Thursday, October 4, 2012

DB2 Utilities Enhancement Tool for z/OS: Easier, More Effective Management of Your DB2 Utility Jobs

John, a colleague of mine, was recently at a DB2 for z/OS site when a problem arose. Someone accidentally ran a LOAD utility with the REPLACE option on a table space that held a considerable amount of data. LOAD did what it is supposed to do when REPLACE is specified in the utility control statement: it cleared all the existing data from the table space and replaced those rows with records from the input data set. Unfortunately, the rows replaced -- and there were a lot of them -- were rows that the company wanted to keep in the table space. As the DB2 DBA team worked to recover the inadvertently discarded data (they were ultimately successful in doing so), John mentioned to the team leader that the problem could have been avoided via the IBM DB2 Utilities Enhancement Tool for z/OS (sometimes called UET). Needless to say, UET is now on that DB2 DBA team leader's "I want this" list.

John was referring in the aforementioned conversation to the syntax monitor function of Utilities Enhancement Tool -- one of several UET features that can enable you to more easily and effectively manage your IBM DB2 utility jobs. The syntax monitor can be used to examine control statements for utility jobs when they are submitted, allowing for prevention of job execution when options on the "no" list are specified (REPLACE, for example, in a LOAD utility statement) as well as addition of desired keywords to utility control statements when those are missing (one organization used UET to ensure that histogram statistics generation was requested for certain RUNSTATS jobs).

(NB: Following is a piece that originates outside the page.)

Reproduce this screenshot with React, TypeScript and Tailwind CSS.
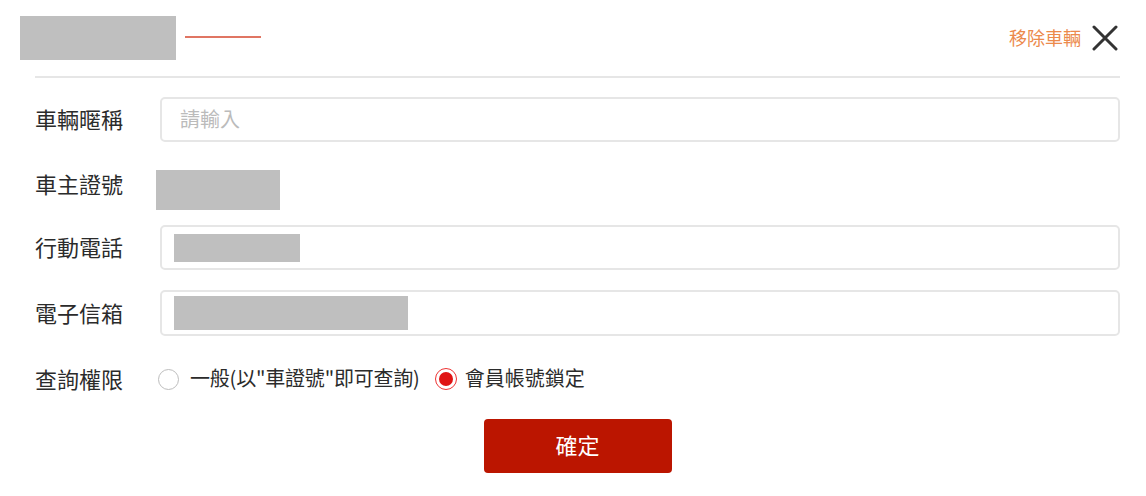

Now, with respect to the LOAD REPLACE example I've used, you might be thinking that blanket interdiction of REPLACE for LOAD jobs would be overly burdensome in your environment -- perhaps there are times when you WANT to empty existing rows from a table space before adding new rows. Not a problem: Utilities Enhancement Tool allows you to apply a given utility syntax rule very broadly (e.g., at the DB2 subsystem level) or more narrowly (perhaps for a set of user IDs or job names -- you could, for example, set things up so that a utility keyword to be used on an exception basis could only be included in a job submitted by one of your senior DBAs). These rules and their application, by the way, are specified by way of an easy-to-create (and easy-to-modify) UET policy.

In addition to being able to being able to monitor the syntax of DB2 utility control statements, Utilities Enhancement Tool can monitor messages associated with utility job execution. With this capability, you can have UET issue a customized return code when a given message is encountered. That customized return code could be used to automatically trigger a responsive action through your site's automated operations system. Alternatively, operations personnel could be provided with response instructions specifically tied to utility return codes customized through Utilities Enhancement Tool (such an instruction might let operations folks know that a particular situation can be left alone until a DBA deals with it during daytime hours -- DBAs are a lot happier when they are not needlessly awakened in the middle of the night).

UET also delivers some extensions to the standard syntax of IBM DB2 utility control statements. For example, UET allows inclusion of the keyword PRESORT in a LOAD utility statement (an option that would not pass syntax muster in the absence of Utilities Enhancement Tool). When PRESORT is specified for a LOAD job, UET will invoke DFSORT (or, even better, DB2 Sort, if that product is installed on the system) to sort the input file in the target table's clustering key sequence. UET will then change the PRESORT keyword to the DB2 LOAD-recognized PRESORTED option, indicating to the utility that the input records are indeed sorted in clustering key sequence. LOAD will consequently execute its RELOAD and BUILD phases in parallel, and will avoid sorting the table's clustering index. The end result is a LOAD utility job that completes more quickly and consumes less CPU time than would be the case if the input file were not sorted in clustering key sequence.

There's more: when you execute the REORG utility with SHRLEVEL CHANGE to enable concurrent read/write access to the target table space's data, Utilities Enhancement Tool can automatically create the required mapping table for you. UET also provides a capability whereby you can have the tool cancel existing threads and block new threads that could prevent the successful completion of a utility operation.

UET provides you with a lot of useful information through its logging of interactions with DB2 utility jobs. Examining Utilities Enhancement Tool job log data will show you which policy rules were applied and which were not, and why. That knowledge, in turn, can help you to fine-tune your UET policy for a DB2 subsystem.

Of course, Utilities Enhancement Tool supports DB2 10 for z/OS. Like all of IBM's DB2 for z/OS tools, UET was ready for Version 10 when that release of DB2 became generally available a couple of years ago. Consider how UET could help you to introduce new utility keywords (maybe new in DB2 utilities, or just new for your organization) in your DB2 for z/OS environment in a low-risk, systematic, and managed way. Utilities Enhancement Tool can provide for you a new point of control for DB2 utility execution at your site, leading to greater efficiency and productivity, more timely exploitation of new utility control options, and fewer "oops" moments. Give UET a look, and think about how it could deliver for you.